Fernand DUMONT, Récit d’une émigration. Mémoires, Montréal, Boréal, 1997, p. 179-180.
« Or il me semble qu’à ce niveau plus humble, il se produit un phénomène singulier. De partout, renaissent de vieilles pousses et en apparaissent de nouvelles. La recherche d’une identité chrétienne se poursuit mieux au ras du sol. Elle se dit mal au grand jour ; ce qui est peut-être sa meilleure garantie d’authenticité.

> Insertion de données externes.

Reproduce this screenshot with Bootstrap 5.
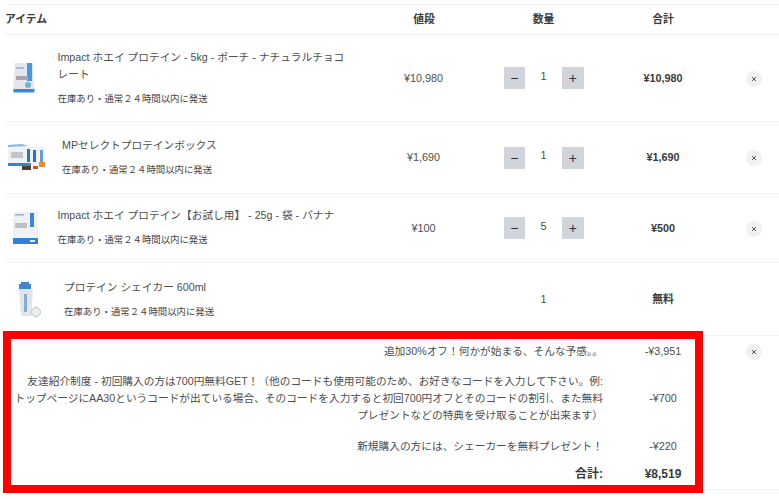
<!DOCTYPE html>
<html lang="ja">
<head>
<meta charset="utf-8">
<title>カート</title>
<link rel="stylesheet" href="https://cdn.jsdelivr.net/npm/bootstrap@5.3.0/dist/css/bootstrap.min.css">
<style>
html,body{margin:0;background:#fff;overflow:hidden}
body{font-family:"Liberation Sans","Noto Sans CJK JP",sans-serif;font-size:10.8px;color:#4d4d4d}
.cart-wrap{position:relative;width:779px;height:499px;padding:4px 0 0 4px}
.cart-table{table-layout:fixed;width:775px;margin:0;--bs-table-color:#4d4d4d;--bs-table-bg:transparent;--bs-table-border-color:#f3f3f3;border-top:1px solid #f3f3f3}
.cart-table td,.cart-table th{padding:0;vertical-align:middle;font-size:10.8px;text-align:center;line-height:17px}
.cart-table th{font-weight:700;font-size:10.8px;color:#3c3c3c;height:30px}
.cart-table th.head-item{text-align:left;padding-left:1px}
.r1{height:87px}.r2{height:72px}.r3{height:69px}.r4{height:73px}
.item-cell{display:flex;align-items:center;text-align:left}
.thumb{flex:none;display:flex;justify-content:center}
.thumb svg{filter:blur(.7px)}
.thumb-a{width:53.500px;padding-right:13px}
.thumb-b{width:58px;padding-right:12px}
.thumb-c{width:53.500px;padding-right:11px}
.thumb-d{width:60px;padding-right:8px}
.item-name{margin:0 0 7px;font-size:10.7px;line-height:17px;width:292px}
.item-stock{margin:0;font-size:9.4px;line-height:17px;color:#444}
.item-tight{margin-top:-2px}
.qty-box{display:flex;justify-content:center;align-items:center;gap:0}
.qty-btn{width:21.5px;height:22px;padding:0;border:0;border-radius:0;background:#d0d5dc;color:#333;font-size:14px;line-height:22px;display:flex;align-items:center;justify-content:center}
.qty-num{width:37px;font-size:10.8px;margin-top:-4px}
.price-strong{font-weight:700;color:#3a3a3a}
.price-col{padding-right:1px!important}
.rm-dot{width:16px;height:16px;border-radius:50%;background:#f1f1f1;display:inline-flex;align-items:center;justify-content:center;margin-left:5px}
.cart-table td.sum-label{text-align:right;padding-left:4px;font-size:10.7px}
.cart-table .sum-cell{border-bottom:0}
.cart-table .sum-push{padding-top:2px}
.s1{height:31px}.s2{height:62px}.s3{height:34px}.s4{height:27px}
.cart-table td.sum-total{font-weight:700;font-size:12px;color:#3a3a3a;padding-bottom:2px}
.cart-table tr.sum-end td{border-bottom:1px solid #f3f3f3}
.mark-box{position:absolute;left:3px;top:331px;width:700px;height:162px;border:8px solid #f00;pointer-events:none}
</style>
</head>
<body>
<div class="cart-wrap">
<table class="table cart-table">
<colgroup><col style="width:360px"><col style="width:120px"><col style="width:119px"><col style="width:120px"><col style="width:56px"></colgroup>
<thead>
<tr><th class="head-item">アイテム</th><th>値段</th><th>数量</th><th>合計</th><th></th></tr>
</thead>
<tbody>
<tr class="r1">
<td><div class="item-cell"><div class="thumb thumb-a"><svg width="24" height="33" viewBox="0 0 24 33"><path d="M3 1h18l1 29H1z" fill="#e4e6e9"/><rect x="15" y="1" width="5" height="18" fill="#4b97dc"/><rect x="4" y="5" width="8" height="2" fill="#9dc0e2"/><rect x="4" y="14" width="12" height="4" fill="#a5a8ad"/><path d="M1.500 27h21v3.500h-21z" fill="#3b88d4"/><circle cx="16" cy="23" r="3" fill="#6ab0e8"/></svg></div>
<div><p class="item-name">Impact ホエイ プロテイン - 5kg - ポーチ - ナチュラルチョコレート</p><p class="item-stock">在庫あり・通常２４時間以内に発送</p></div></div></td>
<td class="price-col">¥10,980</td>
<td><div class="qty-box"><button class="btn qty-btn" type="button">−</button><span class="qty-num">1</span><button class="btn qty-btn" type="button">+</button></div></td>
<td class="price-strong">¥10,980</td>
<td><span class="rm-dot"><svg width="6" height="6" viewBox="0 0 6 6"><path d="M1 1l4 4M5 1L1 5" stroke="#555" stroke-width="1"/></svg></span></td>
</tr>
<tr class="r2">
<td><div class="item-cell"><div class="thumb thumb-b"><svg width="40" height="32" viewBox="0 0 40 32"><path d="M1 3l14-1 6 2 17 1v18H1z" fill="#f0f3f6"/><path d="M1 3l14-1 6 2-20 1z" fill="#8ab8e4"/><rect x="20" y="7" width="3" height="13" fill="#2f72b8"/><rect x="26" y="8" width="3" height="12" fill="#2f72b8"/><rect x="33" y="8" width="3" height="12" fill="#6a9ace"/><rect x="4" y="10" width="12" height="6" fill="#c2c6cc"/><path d="M1 21h23v3H1z" fill="#3b82cc"/><rect x="15" y="24" width="9" height="4" fill="#5a3a2a"/><rect x="32" y="20" width="6" height="5" fill="#e98a35"/><rect x="26" y="24" width="5" height="3" fill="#c0562a"/></svg></div>
<div><p class="item-name">MPセレクトプロテインボックス</p><p class="item-stock">在庫あり・通常２４時間以内に発送</p></div></div></td>
<td class="price-col">¥1,690</td>
<td><div class="qty-box"><button class="btn qty-btn" type="button">−</button><span class="qty-num">1</span><button class="btn qty-btn" type="button">+</button></div></td>
<td class="price-strong">¥1,690</td>
<td><span class="rm-dot"><svg width="6" height="6" viewBox="0 0 6 6"><path d="M1 1l4 4M5 1L1 5" stroke="#555" stroke-width="1"/></svg></span></td>
</tr>
<tr class="r3">
<td><div class="item-cell"><div class="thumb thumb-c"><svg width="27" height="34" viewBox="0 0 27 34"><rect x="1" y="1" width="25" height="32" fill="#eff1f3"/><rect x="18" y="2" width="4" height="14" fill="#3a88de"/><rect x="3" y="3" width="9" height="1.500" fill="#8ab0dc"/><rect x="3" y="12" width="12" height="5" fill="#bcc0c5"/><rect x="1" y="27" width="25" height="6" fill="#3380da"/><rect x="18" y="29" width="5" height="2" fill="#e4edf9"/></svg></div>
<div class="item-tight"><p class="item-name">Impact ホエイ プロテイン【お試し用】 - 25g - 袋 - バナナ</p><p class="item-stock">在庫あり・通常２４時間以内に発送</p></div></div></td>
<td class="price-col">¥100</td>
<td><div class="qty-box"><button class="btn qty-btn" type="button">−</button><span class="qty-num">5</span><button class="btn qty-btn" type="button">+</button></div></td>
<td class="price-strong">¥500</td>
<td><span class="rm-dot"><svg width="6" height="6" viewBox="0 0 6 6"><path d="M1 1l4 4M5 1L1 5" stroke="#555" stroke-width="1"/></svg></span></td>
</tr>
<tr class="r4">
<td><div class="item-cell"><div class="thumb thumb-d"><svg width="26" height="38" viewBox="0 0 26 38"><path d="M4 2h8v2h2v5H2V4h2z" fill="#3f84cc"/><path d="M2 9h14l-1.500 27H4z" fill="#e0e5ea"/><rect x="7" y="14" width="3" height="18" fill="#86abd3"/><circle cx="19" cy="32" r="4.500" fill="#eceef0" stroke="#bcc0c5" stroke-width="1"/></svg></div>
<div><p class="item-name">プロテイン シェイカー 600ml</p><p class="item-stock">在庫あり・通常２４時間以内に発送</p></div></div></td>
<td></td>
<td>1</td>
<td class="price-strong">無料</td>
<td></td>
</tr>
<tr class="s1 sum-row">
<td colspan="3" class="sum-label sum-cell">追加30%オフ！何かが始まる、そんな予感。。</td>
<td class="sum-cell">-¥3,951</td>
<td class="sum-cell"><span class="rm-dot"><svg width="6" height="6" viewBox="0 0 6 6"><path d="M1 1l4 4M5 1L1 5" stroke="#555" stroke-width="1"/></svg></span></td>
</tr>
<tr class="s2">
<td colspan="3" class="sum-label sum-cell sum-push">友達紹介制度 - 初回購入の方は700円無料GET！（他のコードも使用可能のため、お好きなコードを入力して下さい。例:<br>トップページにAA30というコードが出ている場合、そのコードを入力すると初回700円オフとそのコードの割引、また無料<br>プレゼントなどの特典を受け取ることが出来ます）</td>
<td class="sum-cell sum-push">-¥700</td>
<td class="sum-cell"></td>
</tr>
<tr class="s3">
<td colspan="3" class="sum-label sum-cell sum-push">新規購入の方には、シェーカーを無料プレゼント！</td>
<td class="sum-cell sum-push">-¥220</td>
<td class="sum-cell"></td>
</tr>
<tr class="s4 sum-end">
<td colspan="3" class="sum-label sum-total">合計:</td>
<td class="sum-total">¥8,519</td>
<td></td>
</tr>
</tbody>
</table>
<div class="mark-box"></div>
</div>
</body>
</html>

Des croyants se sont mis en retrait pour mieux s’interroger sur leur foi. Des prêtres et des laïcs sont saisis par la passion de recommencer. On observe le renouveau de paroisses où, grâce surtout à la présence de pasteurs et d’animateurs exceptionnels, la charité est vécue humblement, la foi est partagée dans la simplicité, l’attention aux plus démunis se dépouille de tout soupçon de rhétorique. Les statistiques sur la pratique religieuse n’y sont plus la préoccupation première ; pratiquants réguliers ou épisodiques, non pratiquants y travaillent côte à côte dans l’amitié. La morale est redevenue une noble recherche. Dans une foule bigarrée où on ne distingue pas toujours les bons insignes et les banderoles conventionnelles, on pressent la saveur de l’Évangile. Et on se reprend à lire, avec une émotion qui ne trompe pas, l’histoire du savant Nicodème, de Zachée le roué, du percepteur Mathieu, de la belle Samaritaine… L’Évangile s’est remis à circuler librement, sans trop de souci pour les frontières et les terrains accoutumés.
Les chrétiens se reconnaissent ainsi hommes et femmes parmi d’autres, affrontés aux mêmes défis, aux mêmes angoisses que quiconque. Les certitudes de surface étant menacées, les voici réduits à chercher leurs chemins dans la crise morale de notre temps, beaucoup plus lancinante que les crises politiques. Depuis qu’on les interroge si souvent sur leur foi, ils savent moins que jadis répondre par les formules appropriées ; mais ils sont convaincus que désormais il s’agit de leur vie. » Fernand DUMONT, Une foi partagée, collection « L’essentiel », Montréal, Bellarmin, 1996, p. 294-295.